Boxing has however been plagued by several issues that has negatively impacted the development of the sport at the local level.
Tennis had experienced mixed fortunes as well but the national body once more hosted the ITF Junior Tournament and attended the legs in St Lucia and Tobago. Individual coaches continue to introduce youngsters in the sport.
The Grassroots Tennis organisation has had to be relocated and consequently, attempted to work out a relationship for use of the Tennis Centre at Villa. However, the arrangements have apparently not been found favourable to the authorities.
Grassroots however continues to bring the sport to scores of Vincentian children and it may well be in the broader interest of the future of Tennis in St Vincent and the Grenadines that some amicable agreement be reached between the association and the latter organisation.
The National Lotteries Authorities (NLA) has apparently taken responsibility for the maintenance of the facility at Villa.

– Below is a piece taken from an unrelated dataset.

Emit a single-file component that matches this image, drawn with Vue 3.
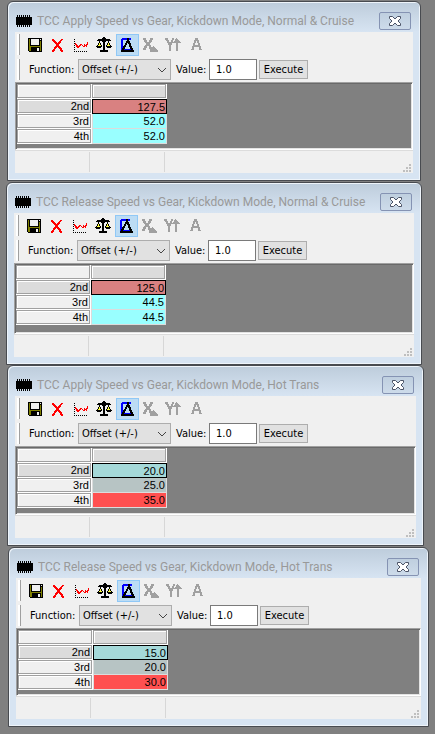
<template>
  <main class="desktop">
    <section
      v-for="(win, i) in windows"
      :key="win.title"
      class="window"
      :style="{ left: win.x + 'px', top: win.y + 'px', width: win.w + 'px', minHeight: win.h + 'px' }"
    >
      <header class="titlebar">
        <svg class="chip" viewBox="0 0 16 12" width="16" height="12" shape-rendering="crispEdges" aria-hidden="true">
          <path d="M0 2h16v8H0zM1 0h1v12H1zM3 0h1v12H3zM5 0h1v12H5zM7 0h1v12H7zM9 0h1v12H9zM11 0h1v12h-1zM13 0h1v12h-1z" />
        </svg>
        <h2 class="title">{{ win.title }}</h2>
        <button class="close" type="button" aria-label="Close">
          <svg viewBox="0 0 12 10" width="12" height="10" aria-hidden="true">
            <path d="M.5 .5h3L6 3 8.500 .5h3v2L9 5l2.500 2.500v2h-3L6 7 3.500 9.500h-3v-2L3 5 .5 2.500z" fill="#fff" stroke="#4b5366" />
          </svg>
        </button>
      </header>

      <div class="client">
        <div class="toolbar">
          <span class="grip"></span>
          <button
            v-for="tool in tools"
            :key="tool.name"
            class="tool"
            :class="{ active: tool.active }"
            type="button"
            :disabled="tool.disabled"
            :aria-label="tool.name"
          >
            <svg viewBox="0 0 16 16" width="16" height="16" shape-rendering="crispEdges" aria-hidden="true">
              <path v-for="(p, n) in tool.paths" :key="n" :d="p.d" :fill="p.fill" fill-rule="evenodd" />
            </svg>
          </button>
        </div>

        <form class="toolbar functions" @submit.prevent>
          <span class="grip"></span>
          <label class="fn-label" :for="'fn' + i">Function:</label>
          <div class="combo">
            <select :id="'fn' + i">
              <option>Offset (+/-)</option>
            </select>
            <svg class="arrow" viewBox="0 0 10 6" width="10" height="6" aria-hidden="true">
              <path d="M1 1l4 4 4-4" fill="none" stroke="#444" />
            </svg>
          </div>
          <label class="value-label" :for="'val' + i">Value:</label>
          <input :id="'val' + i" class="value" type="text" value="1.0">
          <button class="execute" type="submit">Execute</button>
        </form>

        <div class="grid-area">
          <table class="grid">
            <thead>
              <tr><td class="head"></td><td class="head on"></td></tr>
            </thead>
            <tbody>
              <tr v-for="(row, n) in win.rows" :key="row.gear">
                <th class="head" :class="{ on: n === 0 }" scope="row">{{ row.gear }}</th>
                <td class="cell" :class="[row.tone, { selected: n === 0 }]">{{ row.value }}</td>
              </tr>
            </tbody>
          </table>
        </div>

        <footer class="status">
          <span class="pane"></span>
          <span class="pane"></span>
          <svg class="sizer" viewBox="0 0 8 8" width="8" height="8" aria-hidden="true">
            <path d="M6 0h2v2H6zM3 3h2v2H3zM6 3h2v2H6zM0 6h2v2H0zM3 6h2v2H3zM6 6h2v2H6z" fill="#bfbfbf" />
          </svg>
        </footer>
      </div>
    </section>
  </main>
</template>

<script setup>
const rows = (values, tones) =>
  ['2nd', '3rd', '4th'].map((gear, i) => ({ gear, value: values[i], tone: tones[i] }))

const windows = [
  {
    title: 'TCC Apply Speed vs Gear, Kickdown Mode, Normal & Cruise',
    x: 7, y: 1, w: 414, h: 180,
    rows: rows(['127.5', '52.0', '52.0'], ['rose', 'cyan', 'cyan']),
  },
  {
    title: 'TCC Release Speed vs Gear, Kickdown Mode, Normal & Cruise',
    x: 6, y: 182, w: 416, h: 183,
    rows: rows(['125.0', '44.5', '44.5'], ['rose', 'cyan', 'cyan']),
  },
  {
    title: 'TCC Apply Speed vs Gear, Kickdown Mode, Hot Trans',
    x: 7, y: 365, w: 417, h: 181,
    rows: rows(['20.0', '25.0', '35.0'], ['teal', 'slate', 'red']),
  },
  {
    title: 'TCC Release Speed vs Gear, Kickdown Mode, Hot Trans',
    x: 8, y: 547, w: 421, h: 180,
    rows: rows(['15.0', '20.0', '30.0'], ['teal', 'slate', 'red']),
  },
]

const tools = [
  {
    name: 'Save',
    paths: [
      { d: 'M1 1h14v14H2v-1H1z', fill: '#000' },
      { d: 'M2 2h1v7h10V4h1v10H2z', fill: '#808000' },
      { d: 'M4 2h8v6H4z', fill: '#f0f0f0' },
      { d: 'M13 2h1v1h-1z', fill: '#f0f0f0' },
      { d: 'M4 10h9v5H4z', fill: '#000' },
      { d: 'M10 11h2v3h-2z', fill: '#f0f0f0' },
    ],
  },
  {
    name: 'Delete',
    paths: [
      { d: 'M2 2h2v1h1v1h1v1h1v1h1V5h1V4h1V3h1V2h2v1h-1v1h-1v2h-1v1H9v2h1v1h1v1h1v2h1v2h-2v-1h-1v-2H9v-1H8v-1H7v1H6v1H5v2H4v1H2v-2h1v-1h1v-2h1V9h1V7H5V6H4V5H3V4H2z', fill: '#f00' },
    ],
  },
  {
    name: 'Graph',
    paths: [
      { d: 'M1 2h1v1H1zM1 4h1v1H1zM1 6h1v1H1zM1 8h1v1H1zM1 10h1v1H1zM1 12h1v1H1zM1 14h1v1H1zM3 14h1v1H3zM5 14h1v1H5zM7 14h1v1H7zM9 14h1v1H9zM11 14h1v1h-1zM13 14h1v1h-1z', fill: '#000' },
      { d: 'M2 6h1v1h1v1h1v1h1V8h1V7h2v1h1v1h1V7h1v1h1V7h1V5h1v3h-1v2h-1V9h-1v1h-2V9H9V8H8v1H7v1H6v1H4v-1H3V8H2z', fill: '#f00' },
    ],
  },
  {
    name: 'Compare',
    paths: [
      { d: 'M2 6h3v3H1V8h1zM11 6h3v2h1v1h-4z', fill: '#ffff40' },
      { d: 'M7 0h2v1h1v1h4v1h1v1h-5v1H9v8h3v2H4v-2h3V5H6V4H1V3h1V2h4V1h1zM3 4h1v2H3zM2 6h1v2H2zM4 6h1v2H4zM1 8h1v1H1zM5 8h1v1H5zM0 9h6v1H5v1H1v-1H0zM12 4h1v2h-1zM11 6h1v2h-1zM13 6h1v2h-1zM10 8h1v1h-1zM14 8h1v1h-1zM10 9h6v1h-1v1h-4v-1h-1z', fill: '#000' },
    ],
  },
  {
    name: 'Delta',
    active: true,
    paths: [
      { d: 'M2 2h1V1h9v2H4v9h8v2H2z', fill: '#00f' },
      { d: 'M8 1h2v3h1v2h1v3h1v2h1v2h1v2H2v-2h1v-2h1V9h1V8h1V6h1V4h1zM8 6v2H7v2H6v2H5v1h7v-1h-1v-2h-1V7H9V6z', fill: '#000' },
    ],
  },
  {
    name: 'X axis',
    disabled: true,
    paths: [
      { d: 'M1 1h3v2h1v2h2V3h1V1h3v2h-1v2H9v1H8v2h1v2h2v-1h1v1h1v1h1v1h1v1h1v2H8v-3H7V9H5v2H4v2H1v-2h1V9h1V8h1V6H3V5H2V3H1z', fill: '#a0a0a0' },
    ],
  },
  {
    name: 'Y axis',
    disabled: true,
    paths: [
      { d: 'M0 1h3v2h1v2h2V3h1V1h2v2H8v3H7v2H6v6H4V8H3V6H2V4H1V3H0zM11 1h1v1h1v1h1v1h1v1h1v1h-3v8h-2V6H8V5h1V4h1V2h1z', fill: '#a0a0a0' },
    ],
  },
  {
    name: 'All',
    disabled: true,
    paths: [
      { d: 'M7 1h3v2h1v3h1v3h1v3h1v1h-3v-3H6v3H3v-1h1V9h1V6h1V3h1zM8 4v2H7v2h3V6H9V4z', fill: '#a0a0a0' },
    ],
  },
]
</script>

<style>
body {
  margin: 0;
  background: #808080;
}
</style>

<style scoped>
.desktop {
  position: relative;
  min-height: 100vh;
  overflow: hidden;
  background: #808080;
  color: #000;
  font: 11px/15px "DejaVu Sans Condensed", "Open Sans", sans-serif;
}
.window {
  position: absolute;
  display: flex;
  flex-direction: column;
  box-sizing: border-box;
  padding: 0 7px 7px;
  border: 1px solid #484b50;
  border-radius: 6px 6px 0 0;
  background: linear-gradient(#bdccdb, #d7e4f2 30px);
  box-shadow: inset 1px 1px #eef4fa, inset -1px -1px #eef4fa;
}
.titlebar {
  display: flex;
  align-items: center;
  height: 30px;
  padding: 7px 2px 0 1px;
  box-sizing: border-box;
}
.chip {
  flex: none;
}
.title {
  flex: 1;
  min-width: 0;
  margin: 0 0 0 5px;
  overflow: hidden;
  color: #999;
  font: 12px/18px Roboto, "Noto Sans", sans-serif;
  white-space: nowrap;
}
.close {
  display: flex;
  align-items: center;
  justify-content: center;
  width: 32px;
  height: 18px;
  padding: 0;
  border: 1px solid #8593b3;
  border-radius: 2px;
  background: linear-gradient(#bfcfdf, #cddbea);
}
.client {
  display: flex;
  flex: 1;
  flex-direction: column;
  background: #f0f0f0;
}
.toolbar {
  display: flex;
  align-items: center;
  height: 25px;
  padding-left: 2px;
}
.grip {
  flex: none;
  box-sizing: border-box;
  width: 3px;
  height: 21px;
  margin-right: 4px;
  border-right: 1px solid #a0a0a0;
  background: #fff;
}
.tool {
  display: flex;
  align-items: center;
  box-sizing: border-box;
  width: 23px;
  height: 22px;
  padding: 0 0 0 2px;
  border: 1px solid transparent;
  background: none;
}
.tool.active {
  border-color: #90c8f6;
  background: #bcdcf4;
}
.fn-label {
  width: 49px;
  margin-left: 5px;
}
.combo {
  position: relative;
  width: 93px;
}
.combo select {
  display: block;
  box-sizing: border-box;
  width: 100%;
  height: 21px;
  padding: 0 16px 0 3px;
  border: 1px solid #adadad;
  border-radius: 0;
  background: #e1e1e1;
  color: #000;
  font: inherit;
  appearance: none;
}
.arrow {
  position: absolute;
  top: 8px;
  right: 4px;
  pointer-events: none;
}
.value-label {
  width: 33px;
  margin-left: 5px;
}
.value {
  box-sizing: border-box;
  width: 48px;
  height: 21px;
  padding: 0 6px;
  border: 1px solid #7a7a7a;
  background: #fff;
  font: inherit;
}
.execute {
  box-sizing: border-box;
  width: 49px;
  height: 19px;
  margin-left: 2px;
  padding: 0;
  border: 1px solid #adadad;
  background: #e1e1e1;
  color: #000;
  font: inherit;
}
.grid-area {
  flex: 1;
  padding: 1px 1px 4px;
  border: 1px solid;
  border-color: #a0a0a0 #fff #fff #a0a0a0;
  background: #808080;
  box-shadow: inset 1px 1px #696969, inset -1px -1px #e3e3e3;
}
.grid {
  border-spacing: 0;
  table-layout: fixed;
  width: 150px;
  font: 11px/12px "Liberation Sans", Arial, sans-serif;
  text-align: right;
}
.grid td,
.grid th {
  box-sizing: border-box;
  width: 75px;
  height: 15px;
  padding: 0 2px 0 0;
  font-weight: normal;
}
.grid .head {
  border: 1px solid #fff;
  border-width: 0 1px 1px 0;
  background: #f0f0f0;
  box-shadow: inset 0 0 0 1px #a0a0a0, inset 2px 2px #fff;
}
.grid .on {
  background: #dcdcdc;
}
.grid .cell {
  border: 1px solid #dcdcdc;
  border-width: 0 1px 1px;
  padding-right: 1px;
}
.grid .selected {
  border: 1px solid #000;
}
.rose { background: #d98181; }
.cyan { background: #99ffff; }
.teal { background: #a5d9d9; }
.slate { background: #b7c4c4; }
.red { background: #ff5050; }
.status {
  display: flex;
  height: 23px;
  box-sizing: border-box;
  padding: 1px 2px 1px 0;
  border-top: 1px solid #dcdcdc;
}
.pane {
  box-sizing: border-box;
  width: 75px;
  border-right: 1px solid #d7d7d7;
}
.sizer {
  margin-left: auto;
  align-self: flex-end;
}
</style>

Taekwondo continues to work on the development of the sport and has thus far completed its draft project under the Olympic Committee’s programme for Physical Literacy and Long Term Athlete Development. It is hoped that once the final document is prepared the sport’s leadership would have a guide to guarantee the systematic development of the sport in St Vincent and the Grenadines.
2016 could have been a much better year for sport had there been a greater level of collaboration amongst national associations and also amongst coaches in the different sports practised here.
The well-being of the nation must always be primordial and this means working together.
St Vincent and the Grenadines remains one nation and we need to keep that focus in mind at all times.
2017 will offer us all yet another opportunity to make good on our commitment to doing well in sport. We crave an understanding that it takes time to create elite athletes. Patience is important. Professionalism is essential.